As an artisan, she first cut her teeth by learning how to build things with her hands; later on, by using tech to augment the reality of her do-it-yourself skills. In 2019, two years after a master’s degree in Design and Engineering from Politecnico di Milano, Monticelli’s Nebula lamp received special mention from the jury during Milan Design Week. Made of banaca, a banana-abaca fiber pioneered by her mother, the fashion designer Ditta Sandico, Mirei’s organically shaped pieces showcase the craftsmanship of weaving communities in Bicol.

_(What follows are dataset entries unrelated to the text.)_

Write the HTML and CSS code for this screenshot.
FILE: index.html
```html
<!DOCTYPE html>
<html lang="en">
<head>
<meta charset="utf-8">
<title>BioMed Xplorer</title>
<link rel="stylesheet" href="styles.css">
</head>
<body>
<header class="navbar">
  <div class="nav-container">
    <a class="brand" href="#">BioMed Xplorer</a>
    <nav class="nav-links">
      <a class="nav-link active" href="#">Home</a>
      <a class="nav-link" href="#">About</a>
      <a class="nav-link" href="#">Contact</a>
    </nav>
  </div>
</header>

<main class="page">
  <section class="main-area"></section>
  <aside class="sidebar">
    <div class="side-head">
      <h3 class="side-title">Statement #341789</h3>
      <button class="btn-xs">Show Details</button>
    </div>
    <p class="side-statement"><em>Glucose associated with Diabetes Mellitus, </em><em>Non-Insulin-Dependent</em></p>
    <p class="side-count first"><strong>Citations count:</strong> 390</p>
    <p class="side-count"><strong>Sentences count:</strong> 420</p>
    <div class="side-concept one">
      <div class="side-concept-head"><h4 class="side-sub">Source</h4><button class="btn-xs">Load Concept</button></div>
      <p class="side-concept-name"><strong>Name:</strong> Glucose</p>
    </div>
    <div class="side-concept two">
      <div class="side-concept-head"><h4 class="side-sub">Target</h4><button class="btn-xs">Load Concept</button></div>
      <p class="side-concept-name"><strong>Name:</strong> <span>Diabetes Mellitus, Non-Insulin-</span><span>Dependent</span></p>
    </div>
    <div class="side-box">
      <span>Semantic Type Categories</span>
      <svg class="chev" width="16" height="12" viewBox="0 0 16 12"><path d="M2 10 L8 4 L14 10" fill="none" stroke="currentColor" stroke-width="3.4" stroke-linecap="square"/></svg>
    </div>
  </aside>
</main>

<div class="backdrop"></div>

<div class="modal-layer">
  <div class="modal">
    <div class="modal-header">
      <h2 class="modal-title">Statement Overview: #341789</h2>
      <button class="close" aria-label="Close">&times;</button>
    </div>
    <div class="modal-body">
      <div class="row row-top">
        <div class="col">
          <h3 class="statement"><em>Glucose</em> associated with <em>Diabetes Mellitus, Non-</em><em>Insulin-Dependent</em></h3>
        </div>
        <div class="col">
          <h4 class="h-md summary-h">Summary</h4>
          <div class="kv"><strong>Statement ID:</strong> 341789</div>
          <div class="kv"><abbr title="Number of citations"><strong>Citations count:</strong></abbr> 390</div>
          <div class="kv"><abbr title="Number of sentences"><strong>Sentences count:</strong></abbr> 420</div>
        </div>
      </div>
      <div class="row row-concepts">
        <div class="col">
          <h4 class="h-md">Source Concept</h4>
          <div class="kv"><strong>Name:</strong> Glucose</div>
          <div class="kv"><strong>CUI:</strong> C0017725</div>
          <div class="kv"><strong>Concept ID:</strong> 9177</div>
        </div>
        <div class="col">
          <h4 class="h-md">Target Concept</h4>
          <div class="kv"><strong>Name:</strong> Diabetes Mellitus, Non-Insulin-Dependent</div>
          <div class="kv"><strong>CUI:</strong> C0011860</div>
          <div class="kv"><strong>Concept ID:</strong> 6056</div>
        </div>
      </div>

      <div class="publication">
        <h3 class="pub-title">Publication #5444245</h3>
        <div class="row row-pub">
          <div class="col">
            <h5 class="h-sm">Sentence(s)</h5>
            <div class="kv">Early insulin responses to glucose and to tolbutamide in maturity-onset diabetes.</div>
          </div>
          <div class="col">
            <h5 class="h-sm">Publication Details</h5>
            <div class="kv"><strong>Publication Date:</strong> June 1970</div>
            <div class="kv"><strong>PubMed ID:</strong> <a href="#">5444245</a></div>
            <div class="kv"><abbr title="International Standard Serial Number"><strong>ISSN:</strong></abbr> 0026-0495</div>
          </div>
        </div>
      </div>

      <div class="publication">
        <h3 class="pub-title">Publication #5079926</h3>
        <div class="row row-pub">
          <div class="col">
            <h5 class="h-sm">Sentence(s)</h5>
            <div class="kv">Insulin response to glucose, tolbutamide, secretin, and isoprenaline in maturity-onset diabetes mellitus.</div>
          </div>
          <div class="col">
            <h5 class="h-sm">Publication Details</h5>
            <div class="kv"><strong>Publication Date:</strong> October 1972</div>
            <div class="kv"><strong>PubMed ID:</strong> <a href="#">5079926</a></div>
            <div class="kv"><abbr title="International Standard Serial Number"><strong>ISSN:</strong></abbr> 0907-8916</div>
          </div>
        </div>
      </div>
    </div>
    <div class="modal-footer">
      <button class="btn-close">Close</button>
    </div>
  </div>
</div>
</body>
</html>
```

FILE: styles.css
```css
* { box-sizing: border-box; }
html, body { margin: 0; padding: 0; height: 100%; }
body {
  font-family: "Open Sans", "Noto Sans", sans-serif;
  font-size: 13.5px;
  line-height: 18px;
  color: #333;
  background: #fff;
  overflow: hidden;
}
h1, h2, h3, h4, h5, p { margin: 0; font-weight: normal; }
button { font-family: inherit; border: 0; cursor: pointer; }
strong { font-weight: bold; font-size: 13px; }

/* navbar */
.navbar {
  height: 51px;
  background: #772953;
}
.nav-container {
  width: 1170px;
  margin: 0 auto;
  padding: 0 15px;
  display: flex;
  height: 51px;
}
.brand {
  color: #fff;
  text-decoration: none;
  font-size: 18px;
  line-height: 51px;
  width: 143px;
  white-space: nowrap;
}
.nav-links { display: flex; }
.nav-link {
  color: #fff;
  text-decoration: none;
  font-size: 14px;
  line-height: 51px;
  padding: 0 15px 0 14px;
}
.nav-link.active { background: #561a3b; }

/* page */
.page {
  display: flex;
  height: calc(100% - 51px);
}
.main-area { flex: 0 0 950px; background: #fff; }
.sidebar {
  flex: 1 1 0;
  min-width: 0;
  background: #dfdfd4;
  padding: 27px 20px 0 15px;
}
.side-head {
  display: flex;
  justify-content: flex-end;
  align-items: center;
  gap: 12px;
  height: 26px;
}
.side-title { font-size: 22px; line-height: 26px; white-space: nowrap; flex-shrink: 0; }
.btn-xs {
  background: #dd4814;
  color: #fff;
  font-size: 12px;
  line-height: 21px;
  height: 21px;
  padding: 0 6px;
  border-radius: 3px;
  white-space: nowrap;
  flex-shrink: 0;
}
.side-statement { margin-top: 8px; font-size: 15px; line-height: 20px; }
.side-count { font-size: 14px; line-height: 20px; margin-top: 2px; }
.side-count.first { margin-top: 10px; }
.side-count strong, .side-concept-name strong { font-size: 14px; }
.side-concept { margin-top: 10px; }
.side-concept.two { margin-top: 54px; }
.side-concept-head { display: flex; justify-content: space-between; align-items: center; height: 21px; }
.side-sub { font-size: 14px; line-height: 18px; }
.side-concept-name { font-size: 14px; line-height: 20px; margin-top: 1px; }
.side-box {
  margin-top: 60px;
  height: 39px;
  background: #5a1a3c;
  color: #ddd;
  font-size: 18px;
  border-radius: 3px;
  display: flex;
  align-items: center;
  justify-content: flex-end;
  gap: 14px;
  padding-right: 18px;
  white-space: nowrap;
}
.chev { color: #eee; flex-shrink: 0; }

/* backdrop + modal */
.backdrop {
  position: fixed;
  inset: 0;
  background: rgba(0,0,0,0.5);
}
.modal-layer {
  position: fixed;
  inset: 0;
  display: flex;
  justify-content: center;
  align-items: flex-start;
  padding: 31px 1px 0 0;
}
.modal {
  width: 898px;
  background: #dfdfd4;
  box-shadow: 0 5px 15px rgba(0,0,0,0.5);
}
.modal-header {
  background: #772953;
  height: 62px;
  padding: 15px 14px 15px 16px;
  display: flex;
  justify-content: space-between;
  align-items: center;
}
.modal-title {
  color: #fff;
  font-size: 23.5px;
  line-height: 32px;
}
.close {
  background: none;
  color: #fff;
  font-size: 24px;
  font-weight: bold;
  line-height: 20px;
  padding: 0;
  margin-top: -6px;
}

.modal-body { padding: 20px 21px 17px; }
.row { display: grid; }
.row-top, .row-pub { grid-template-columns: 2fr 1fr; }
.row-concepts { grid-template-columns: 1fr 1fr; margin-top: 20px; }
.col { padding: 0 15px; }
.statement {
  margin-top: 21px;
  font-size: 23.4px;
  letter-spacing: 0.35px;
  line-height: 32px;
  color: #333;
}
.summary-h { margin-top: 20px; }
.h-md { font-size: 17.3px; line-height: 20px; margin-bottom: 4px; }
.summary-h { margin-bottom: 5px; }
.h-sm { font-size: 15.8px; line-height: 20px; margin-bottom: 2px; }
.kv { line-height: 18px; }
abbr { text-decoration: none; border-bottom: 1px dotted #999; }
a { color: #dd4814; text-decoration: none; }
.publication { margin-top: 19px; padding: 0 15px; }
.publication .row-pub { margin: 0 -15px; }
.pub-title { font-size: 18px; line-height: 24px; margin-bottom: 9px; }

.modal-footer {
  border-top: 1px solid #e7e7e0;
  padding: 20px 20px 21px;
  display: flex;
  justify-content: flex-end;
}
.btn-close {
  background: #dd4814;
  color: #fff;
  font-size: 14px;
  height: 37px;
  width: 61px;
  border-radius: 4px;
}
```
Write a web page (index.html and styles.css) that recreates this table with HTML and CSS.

Though her work is material-oriented, she considers how technology can enhance the design process. “Delving deeper into computer-aided design—and incorporating 3-D printing for prototyping and production—was a game changer for me,” Mirei says. “This breakthrough opened a whole new world of possibilities. It enabled me to bring intricate geometries, so previously challenging, to life while also using traditional industrial methods.”
While other designers approach AI with distrust, she embraced it as a way to leverage her creative potential: “It’s super-helpful conducting virtual simulations for faster and more informed decision-making.”
Her scholarship under Kenneth Cobonbue taught her this: if your design pleases you, it will doubtless bring joy to someone else in the world.
“What that told me was that the best designs are born from the heart, and when we create with sincerity, our creations can connect with others on a profound level. There is a rich tapestry to Filipino design. The Philippines has its own unique artistic heritage for the world.”